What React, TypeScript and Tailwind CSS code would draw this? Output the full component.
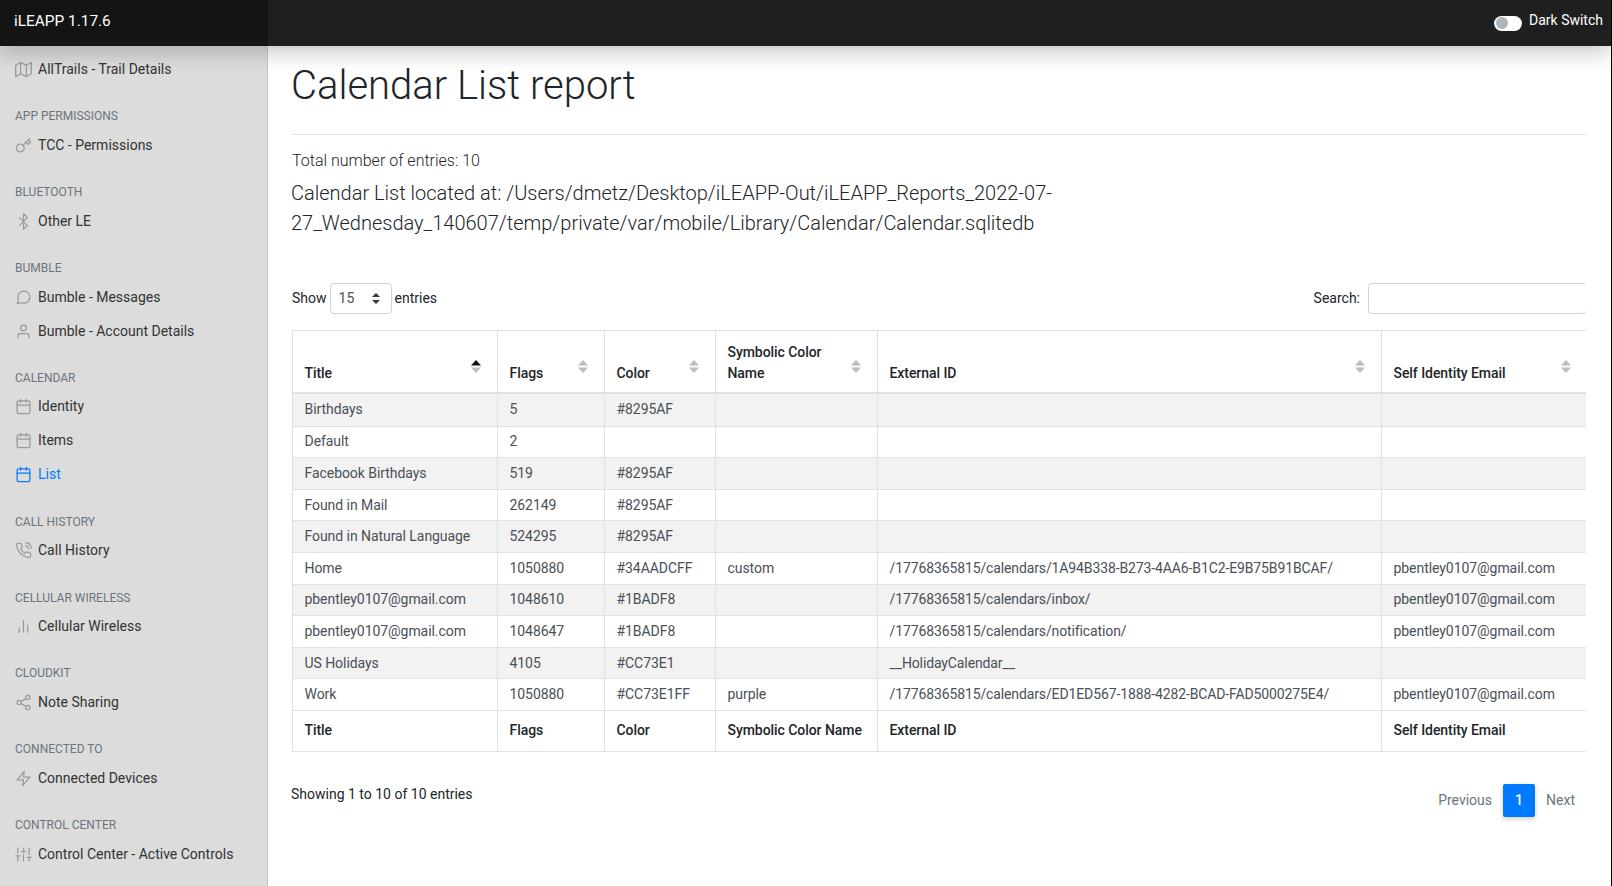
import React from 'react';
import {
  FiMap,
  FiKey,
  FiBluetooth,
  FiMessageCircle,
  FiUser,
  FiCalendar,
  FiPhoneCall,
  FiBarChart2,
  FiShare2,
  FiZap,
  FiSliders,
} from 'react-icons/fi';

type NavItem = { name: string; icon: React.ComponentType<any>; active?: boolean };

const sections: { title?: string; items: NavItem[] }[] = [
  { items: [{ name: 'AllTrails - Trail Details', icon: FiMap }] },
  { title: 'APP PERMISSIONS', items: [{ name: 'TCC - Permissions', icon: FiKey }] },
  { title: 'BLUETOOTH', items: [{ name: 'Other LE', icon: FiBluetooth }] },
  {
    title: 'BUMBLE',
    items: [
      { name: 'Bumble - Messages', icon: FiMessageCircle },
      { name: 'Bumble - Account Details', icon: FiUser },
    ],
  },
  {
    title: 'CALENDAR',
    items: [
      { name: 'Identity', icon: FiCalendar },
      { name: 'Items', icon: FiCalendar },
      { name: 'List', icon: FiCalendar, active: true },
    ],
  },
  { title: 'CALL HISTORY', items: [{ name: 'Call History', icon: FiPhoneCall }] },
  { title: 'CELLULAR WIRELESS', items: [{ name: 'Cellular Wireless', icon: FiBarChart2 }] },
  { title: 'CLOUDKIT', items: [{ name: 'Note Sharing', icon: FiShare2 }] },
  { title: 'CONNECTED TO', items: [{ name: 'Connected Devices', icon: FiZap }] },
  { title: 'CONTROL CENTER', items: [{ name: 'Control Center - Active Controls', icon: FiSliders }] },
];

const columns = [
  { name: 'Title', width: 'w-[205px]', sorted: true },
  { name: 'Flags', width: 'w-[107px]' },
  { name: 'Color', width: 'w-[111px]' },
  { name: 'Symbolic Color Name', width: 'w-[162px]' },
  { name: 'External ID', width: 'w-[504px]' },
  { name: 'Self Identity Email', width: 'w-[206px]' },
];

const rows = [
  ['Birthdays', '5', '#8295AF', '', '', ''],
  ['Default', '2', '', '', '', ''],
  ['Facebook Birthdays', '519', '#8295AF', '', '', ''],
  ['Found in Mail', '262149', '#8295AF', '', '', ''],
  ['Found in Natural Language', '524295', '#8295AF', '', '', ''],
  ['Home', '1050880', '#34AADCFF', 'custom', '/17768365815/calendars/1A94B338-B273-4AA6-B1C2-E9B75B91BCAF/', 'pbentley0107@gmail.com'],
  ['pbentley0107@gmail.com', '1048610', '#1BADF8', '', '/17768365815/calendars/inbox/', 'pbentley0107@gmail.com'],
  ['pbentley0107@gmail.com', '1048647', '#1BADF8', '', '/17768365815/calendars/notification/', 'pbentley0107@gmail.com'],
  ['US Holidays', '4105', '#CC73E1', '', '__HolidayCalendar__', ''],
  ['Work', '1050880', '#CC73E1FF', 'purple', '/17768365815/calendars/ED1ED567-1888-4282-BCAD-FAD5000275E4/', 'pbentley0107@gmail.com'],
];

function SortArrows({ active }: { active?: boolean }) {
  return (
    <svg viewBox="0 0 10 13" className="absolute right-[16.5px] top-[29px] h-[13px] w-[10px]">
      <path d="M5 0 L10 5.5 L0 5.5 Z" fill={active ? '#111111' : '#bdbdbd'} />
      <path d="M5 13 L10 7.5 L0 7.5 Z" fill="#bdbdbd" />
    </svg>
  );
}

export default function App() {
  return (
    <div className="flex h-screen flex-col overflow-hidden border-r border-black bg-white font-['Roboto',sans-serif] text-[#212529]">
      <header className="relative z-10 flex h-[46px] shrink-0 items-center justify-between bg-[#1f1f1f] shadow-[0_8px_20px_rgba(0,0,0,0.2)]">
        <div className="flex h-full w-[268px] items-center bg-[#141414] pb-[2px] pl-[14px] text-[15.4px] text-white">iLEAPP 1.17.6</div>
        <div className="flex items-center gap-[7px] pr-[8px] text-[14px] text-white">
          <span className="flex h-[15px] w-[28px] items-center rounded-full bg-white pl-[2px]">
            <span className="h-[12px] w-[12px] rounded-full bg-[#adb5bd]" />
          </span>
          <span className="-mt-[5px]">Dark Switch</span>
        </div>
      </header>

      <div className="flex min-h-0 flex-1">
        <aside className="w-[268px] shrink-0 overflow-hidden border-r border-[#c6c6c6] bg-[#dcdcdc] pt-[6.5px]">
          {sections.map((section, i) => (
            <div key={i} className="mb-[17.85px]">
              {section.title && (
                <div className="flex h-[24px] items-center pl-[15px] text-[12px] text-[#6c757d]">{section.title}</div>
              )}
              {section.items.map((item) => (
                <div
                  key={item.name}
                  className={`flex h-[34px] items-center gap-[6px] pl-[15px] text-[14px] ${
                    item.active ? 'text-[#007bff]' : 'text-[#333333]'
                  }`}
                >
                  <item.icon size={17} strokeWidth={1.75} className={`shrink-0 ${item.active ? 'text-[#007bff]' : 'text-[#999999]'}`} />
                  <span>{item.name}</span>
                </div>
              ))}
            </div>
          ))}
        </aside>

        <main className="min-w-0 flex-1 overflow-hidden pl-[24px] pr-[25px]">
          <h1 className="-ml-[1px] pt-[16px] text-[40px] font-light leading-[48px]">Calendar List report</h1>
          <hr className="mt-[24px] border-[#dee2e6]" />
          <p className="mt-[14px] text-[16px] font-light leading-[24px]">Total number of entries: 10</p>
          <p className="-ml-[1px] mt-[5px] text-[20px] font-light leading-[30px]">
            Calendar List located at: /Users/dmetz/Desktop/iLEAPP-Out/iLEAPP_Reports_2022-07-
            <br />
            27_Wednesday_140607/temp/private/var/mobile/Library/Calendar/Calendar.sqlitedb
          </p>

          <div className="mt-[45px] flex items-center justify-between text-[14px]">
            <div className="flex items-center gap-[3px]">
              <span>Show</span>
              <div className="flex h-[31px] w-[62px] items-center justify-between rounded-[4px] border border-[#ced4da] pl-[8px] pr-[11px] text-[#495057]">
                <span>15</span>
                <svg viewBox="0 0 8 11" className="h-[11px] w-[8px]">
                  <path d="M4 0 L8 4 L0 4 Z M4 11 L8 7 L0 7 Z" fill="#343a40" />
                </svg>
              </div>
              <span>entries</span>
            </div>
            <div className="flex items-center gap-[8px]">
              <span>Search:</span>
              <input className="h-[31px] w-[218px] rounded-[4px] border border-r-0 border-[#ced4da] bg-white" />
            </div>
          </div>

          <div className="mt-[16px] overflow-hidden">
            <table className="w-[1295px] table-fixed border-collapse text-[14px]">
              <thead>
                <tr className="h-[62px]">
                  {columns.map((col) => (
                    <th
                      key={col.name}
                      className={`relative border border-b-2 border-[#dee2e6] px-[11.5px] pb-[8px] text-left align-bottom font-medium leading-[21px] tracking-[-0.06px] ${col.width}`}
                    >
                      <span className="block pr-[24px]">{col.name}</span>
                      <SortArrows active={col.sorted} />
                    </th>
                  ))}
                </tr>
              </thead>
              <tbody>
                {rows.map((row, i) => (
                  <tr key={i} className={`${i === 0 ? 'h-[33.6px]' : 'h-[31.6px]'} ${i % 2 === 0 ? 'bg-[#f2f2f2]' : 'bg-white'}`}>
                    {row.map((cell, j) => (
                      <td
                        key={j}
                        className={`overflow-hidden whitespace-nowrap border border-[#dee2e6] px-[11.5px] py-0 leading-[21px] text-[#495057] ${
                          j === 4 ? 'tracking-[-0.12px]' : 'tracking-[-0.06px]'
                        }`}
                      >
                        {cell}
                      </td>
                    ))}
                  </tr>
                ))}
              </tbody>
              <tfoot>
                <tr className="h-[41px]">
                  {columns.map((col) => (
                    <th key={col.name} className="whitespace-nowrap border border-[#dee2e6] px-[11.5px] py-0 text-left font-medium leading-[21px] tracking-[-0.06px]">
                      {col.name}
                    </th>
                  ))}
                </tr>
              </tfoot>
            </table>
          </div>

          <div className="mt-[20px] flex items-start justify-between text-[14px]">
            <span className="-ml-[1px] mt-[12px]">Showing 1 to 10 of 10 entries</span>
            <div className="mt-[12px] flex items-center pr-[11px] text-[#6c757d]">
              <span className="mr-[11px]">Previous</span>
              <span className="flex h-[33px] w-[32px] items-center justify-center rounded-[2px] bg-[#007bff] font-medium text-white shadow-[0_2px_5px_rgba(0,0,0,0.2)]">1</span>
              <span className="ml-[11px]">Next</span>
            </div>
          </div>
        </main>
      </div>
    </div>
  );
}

++++

What is required:
Write out an exact copy of the listing, first line through the line containing "string; icon: React.ComponentType<any>;", with the pictures left out.

Completed exercise:
What React, TypeScript and Tailwind CSS code would draw this? Output the full component.
import React from 'react';
import {
  FiMap,
  FiKey,
  FiBluetooth,
  FiMessageCircle,
  FiUser,
  FiCalendar,
  FiPhoneCall,
  FiBarChart2,
  FiShare2,
  FiZap,
  FiSliders,
} from 'react-icons/fi';

type NavItem = { name: string; icon: React.ComponentType<any>; active?: boolean };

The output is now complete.